Report every line from the material that contains the word "full".

-- Start of DATA PROVIDED --

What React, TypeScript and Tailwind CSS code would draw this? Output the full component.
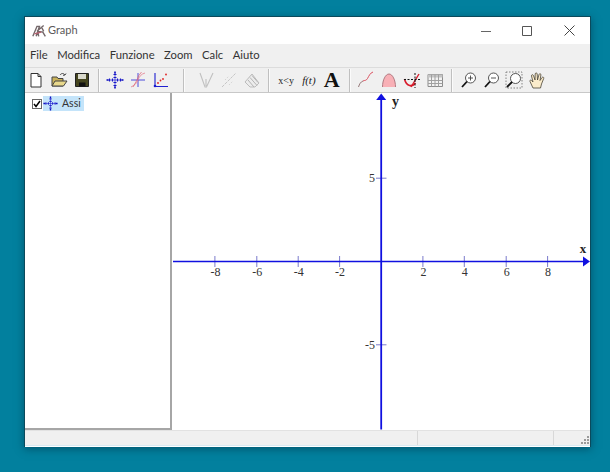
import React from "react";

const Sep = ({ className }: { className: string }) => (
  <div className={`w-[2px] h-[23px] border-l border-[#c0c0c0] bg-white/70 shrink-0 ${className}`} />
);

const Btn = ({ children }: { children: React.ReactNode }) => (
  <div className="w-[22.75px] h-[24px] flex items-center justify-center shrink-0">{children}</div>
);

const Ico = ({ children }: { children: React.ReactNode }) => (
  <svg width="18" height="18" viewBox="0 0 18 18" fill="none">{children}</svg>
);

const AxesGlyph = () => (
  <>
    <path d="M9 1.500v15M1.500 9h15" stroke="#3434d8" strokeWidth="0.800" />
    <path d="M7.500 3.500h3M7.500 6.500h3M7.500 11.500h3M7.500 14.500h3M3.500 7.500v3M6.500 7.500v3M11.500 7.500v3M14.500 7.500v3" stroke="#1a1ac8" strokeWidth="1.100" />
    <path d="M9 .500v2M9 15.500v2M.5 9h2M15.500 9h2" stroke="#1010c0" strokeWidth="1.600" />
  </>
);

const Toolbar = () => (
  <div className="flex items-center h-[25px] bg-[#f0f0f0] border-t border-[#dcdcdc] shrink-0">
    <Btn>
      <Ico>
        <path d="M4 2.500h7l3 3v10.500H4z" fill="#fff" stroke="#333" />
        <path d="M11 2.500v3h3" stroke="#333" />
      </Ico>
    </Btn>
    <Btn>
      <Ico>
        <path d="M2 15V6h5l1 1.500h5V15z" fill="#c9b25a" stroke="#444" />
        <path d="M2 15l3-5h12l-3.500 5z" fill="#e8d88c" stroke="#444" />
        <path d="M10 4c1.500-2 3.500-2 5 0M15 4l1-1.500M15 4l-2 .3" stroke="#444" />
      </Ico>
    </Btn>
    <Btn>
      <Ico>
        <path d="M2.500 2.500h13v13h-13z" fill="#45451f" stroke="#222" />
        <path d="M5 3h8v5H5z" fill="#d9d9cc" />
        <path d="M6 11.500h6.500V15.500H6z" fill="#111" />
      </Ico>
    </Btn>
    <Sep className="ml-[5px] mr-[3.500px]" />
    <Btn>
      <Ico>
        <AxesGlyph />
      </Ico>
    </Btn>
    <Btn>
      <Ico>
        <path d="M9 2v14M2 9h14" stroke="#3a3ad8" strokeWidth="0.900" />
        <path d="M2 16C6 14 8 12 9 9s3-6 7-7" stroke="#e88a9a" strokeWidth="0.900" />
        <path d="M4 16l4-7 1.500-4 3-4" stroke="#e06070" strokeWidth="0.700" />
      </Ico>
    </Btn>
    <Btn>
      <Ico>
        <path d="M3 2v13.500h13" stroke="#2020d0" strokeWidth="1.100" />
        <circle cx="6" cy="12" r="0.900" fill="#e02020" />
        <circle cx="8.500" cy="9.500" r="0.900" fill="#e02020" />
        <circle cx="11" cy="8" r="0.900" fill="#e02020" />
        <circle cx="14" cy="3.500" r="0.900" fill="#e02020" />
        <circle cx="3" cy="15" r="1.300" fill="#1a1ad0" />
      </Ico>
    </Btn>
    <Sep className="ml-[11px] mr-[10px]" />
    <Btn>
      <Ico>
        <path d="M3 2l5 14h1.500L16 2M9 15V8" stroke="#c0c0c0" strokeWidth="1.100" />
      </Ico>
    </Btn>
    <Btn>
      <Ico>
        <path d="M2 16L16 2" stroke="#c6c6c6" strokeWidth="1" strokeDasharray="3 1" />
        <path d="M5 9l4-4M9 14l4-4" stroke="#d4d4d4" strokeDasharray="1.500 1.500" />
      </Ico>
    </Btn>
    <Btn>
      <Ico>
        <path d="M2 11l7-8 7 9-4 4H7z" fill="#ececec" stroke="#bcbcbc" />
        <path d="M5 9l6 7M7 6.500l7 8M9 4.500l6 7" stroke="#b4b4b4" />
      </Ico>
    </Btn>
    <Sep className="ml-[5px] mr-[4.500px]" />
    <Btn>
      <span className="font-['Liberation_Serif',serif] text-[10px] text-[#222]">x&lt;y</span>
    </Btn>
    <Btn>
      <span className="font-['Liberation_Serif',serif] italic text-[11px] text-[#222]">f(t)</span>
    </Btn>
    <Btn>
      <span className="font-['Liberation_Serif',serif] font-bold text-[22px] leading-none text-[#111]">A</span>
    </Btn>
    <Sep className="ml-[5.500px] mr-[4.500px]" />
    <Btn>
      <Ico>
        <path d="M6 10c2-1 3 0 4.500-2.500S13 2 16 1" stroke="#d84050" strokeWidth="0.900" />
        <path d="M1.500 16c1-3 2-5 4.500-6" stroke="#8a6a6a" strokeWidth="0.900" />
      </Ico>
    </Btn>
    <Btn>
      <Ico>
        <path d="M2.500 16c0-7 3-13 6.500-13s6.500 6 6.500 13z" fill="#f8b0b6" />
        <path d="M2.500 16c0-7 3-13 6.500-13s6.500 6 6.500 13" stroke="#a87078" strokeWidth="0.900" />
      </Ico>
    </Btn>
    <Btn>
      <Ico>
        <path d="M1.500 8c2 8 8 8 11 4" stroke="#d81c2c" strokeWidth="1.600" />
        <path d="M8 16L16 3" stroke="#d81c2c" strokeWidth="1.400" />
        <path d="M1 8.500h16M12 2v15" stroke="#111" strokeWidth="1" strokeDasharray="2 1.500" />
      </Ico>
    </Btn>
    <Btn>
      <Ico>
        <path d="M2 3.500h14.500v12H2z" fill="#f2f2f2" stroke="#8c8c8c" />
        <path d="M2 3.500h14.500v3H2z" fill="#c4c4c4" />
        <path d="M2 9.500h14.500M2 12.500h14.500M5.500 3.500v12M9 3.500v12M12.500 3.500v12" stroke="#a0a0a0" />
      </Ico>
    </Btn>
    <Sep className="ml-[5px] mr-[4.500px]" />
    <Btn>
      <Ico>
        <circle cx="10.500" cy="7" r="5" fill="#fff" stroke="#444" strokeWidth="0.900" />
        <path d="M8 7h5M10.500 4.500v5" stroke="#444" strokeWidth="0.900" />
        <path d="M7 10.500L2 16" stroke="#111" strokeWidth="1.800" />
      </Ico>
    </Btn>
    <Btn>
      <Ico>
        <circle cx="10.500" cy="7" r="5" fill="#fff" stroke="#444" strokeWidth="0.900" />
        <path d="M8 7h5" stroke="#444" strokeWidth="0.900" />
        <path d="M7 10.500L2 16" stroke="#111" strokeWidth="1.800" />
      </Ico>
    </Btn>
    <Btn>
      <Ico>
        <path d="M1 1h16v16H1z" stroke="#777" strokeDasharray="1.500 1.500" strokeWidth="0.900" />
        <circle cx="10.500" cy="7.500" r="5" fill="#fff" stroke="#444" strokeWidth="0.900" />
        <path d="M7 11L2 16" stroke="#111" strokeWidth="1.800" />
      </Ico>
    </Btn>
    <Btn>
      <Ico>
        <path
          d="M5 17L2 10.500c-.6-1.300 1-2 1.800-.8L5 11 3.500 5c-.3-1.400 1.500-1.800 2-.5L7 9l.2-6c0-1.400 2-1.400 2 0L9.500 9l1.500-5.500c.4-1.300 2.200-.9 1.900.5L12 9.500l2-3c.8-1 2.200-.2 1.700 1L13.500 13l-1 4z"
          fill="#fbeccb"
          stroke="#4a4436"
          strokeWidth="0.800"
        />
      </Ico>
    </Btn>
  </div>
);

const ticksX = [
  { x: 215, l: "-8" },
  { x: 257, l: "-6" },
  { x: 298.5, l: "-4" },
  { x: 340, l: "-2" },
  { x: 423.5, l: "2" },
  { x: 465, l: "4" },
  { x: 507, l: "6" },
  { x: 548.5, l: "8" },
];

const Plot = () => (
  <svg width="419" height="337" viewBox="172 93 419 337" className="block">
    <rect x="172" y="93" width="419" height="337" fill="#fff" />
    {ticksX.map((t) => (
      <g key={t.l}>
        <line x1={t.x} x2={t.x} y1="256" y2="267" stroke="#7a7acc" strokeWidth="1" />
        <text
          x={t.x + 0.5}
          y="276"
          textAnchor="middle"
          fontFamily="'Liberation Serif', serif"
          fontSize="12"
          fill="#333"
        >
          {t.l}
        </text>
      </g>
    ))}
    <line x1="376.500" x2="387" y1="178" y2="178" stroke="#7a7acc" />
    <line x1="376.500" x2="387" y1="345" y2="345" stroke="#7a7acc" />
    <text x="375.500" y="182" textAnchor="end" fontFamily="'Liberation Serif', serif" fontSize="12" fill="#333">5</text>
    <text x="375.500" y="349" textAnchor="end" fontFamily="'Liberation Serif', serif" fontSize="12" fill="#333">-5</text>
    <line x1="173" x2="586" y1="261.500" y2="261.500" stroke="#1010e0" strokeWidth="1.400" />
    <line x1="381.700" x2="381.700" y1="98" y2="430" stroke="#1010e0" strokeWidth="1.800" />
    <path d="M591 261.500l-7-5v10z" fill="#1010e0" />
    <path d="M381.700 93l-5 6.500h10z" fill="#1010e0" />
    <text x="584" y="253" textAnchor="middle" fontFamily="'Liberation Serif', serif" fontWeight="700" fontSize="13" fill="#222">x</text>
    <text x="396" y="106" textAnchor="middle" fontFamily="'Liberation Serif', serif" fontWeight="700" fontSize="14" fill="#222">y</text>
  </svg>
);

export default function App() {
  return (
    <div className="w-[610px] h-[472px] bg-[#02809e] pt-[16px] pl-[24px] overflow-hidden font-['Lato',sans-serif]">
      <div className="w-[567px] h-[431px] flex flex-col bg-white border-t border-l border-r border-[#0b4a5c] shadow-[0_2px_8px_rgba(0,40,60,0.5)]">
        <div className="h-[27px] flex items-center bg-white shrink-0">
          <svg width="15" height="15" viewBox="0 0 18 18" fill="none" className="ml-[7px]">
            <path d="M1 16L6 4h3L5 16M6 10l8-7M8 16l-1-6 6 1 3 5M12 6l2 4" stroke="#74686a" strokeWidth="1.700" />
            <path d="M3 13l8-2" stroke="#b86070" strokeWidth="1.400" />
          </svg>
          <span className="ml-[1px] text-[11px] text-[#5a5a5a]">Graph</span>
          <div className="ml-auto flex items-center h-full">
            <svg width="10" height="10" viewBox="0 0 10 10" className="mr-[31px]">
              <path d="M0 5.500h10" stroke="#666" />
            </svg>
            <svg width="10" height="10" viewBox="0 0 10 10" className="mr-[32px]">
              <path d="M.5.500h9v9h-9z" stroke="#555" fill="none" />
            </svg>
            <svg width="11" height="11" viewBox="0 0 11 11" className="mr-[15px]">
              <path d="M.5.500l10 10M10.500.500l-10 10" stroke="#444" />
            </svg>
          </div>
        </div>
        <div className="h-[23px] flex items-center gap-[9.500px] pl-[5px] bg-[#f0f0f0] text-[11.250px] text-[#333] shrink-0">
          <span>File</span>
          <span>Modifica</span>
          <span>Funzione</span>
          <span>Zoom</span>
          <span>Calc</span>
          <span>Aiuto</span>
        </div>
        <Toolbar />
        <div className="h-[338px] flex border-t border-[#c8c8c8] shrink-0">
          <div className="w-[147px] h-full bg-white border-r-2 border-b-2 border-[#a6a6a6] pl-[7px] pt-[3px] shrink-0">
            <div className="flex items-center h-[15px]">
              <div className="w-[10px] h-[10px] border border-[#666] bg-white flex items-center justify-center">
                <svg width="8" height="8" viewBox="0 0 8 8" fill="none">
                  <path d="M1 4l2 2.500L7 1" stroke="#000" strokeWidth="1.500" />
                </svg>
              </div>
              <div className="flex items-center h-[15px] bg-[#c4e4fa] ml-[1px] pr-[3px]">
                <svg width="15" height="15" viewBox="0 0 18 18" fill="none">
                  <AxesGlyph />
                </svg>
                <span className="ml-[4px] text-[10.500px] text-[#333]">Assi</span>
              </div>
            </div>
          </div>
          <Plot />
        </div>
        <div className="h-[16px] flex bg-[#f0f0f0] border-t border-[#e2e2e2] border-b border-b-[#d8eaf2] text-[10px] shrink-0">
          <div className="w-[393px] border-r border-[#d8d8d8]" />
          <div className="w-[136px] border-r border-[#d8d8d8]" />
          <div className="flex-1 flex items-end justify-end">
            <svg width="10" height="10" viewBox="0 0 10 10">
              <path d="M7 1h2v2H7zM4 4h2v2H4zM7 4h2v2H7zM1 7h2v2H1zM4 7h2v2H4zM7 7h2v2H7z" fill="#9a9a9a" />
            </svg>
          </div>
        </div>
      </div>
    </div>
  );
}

-- End of DATA PROVIDED --

* [ANSWER TO THE EXERCISE]
What React, TypeScript and Tailwind CSS code would draw this? Output the full component.
          <div className="ml-auto flex items-center h-full">
          <div className="w-[147px] h-full bg-white border-r-2 border-b-2 border-[#a6a6a6] pl-[7px] pt-[3px] shrink-0">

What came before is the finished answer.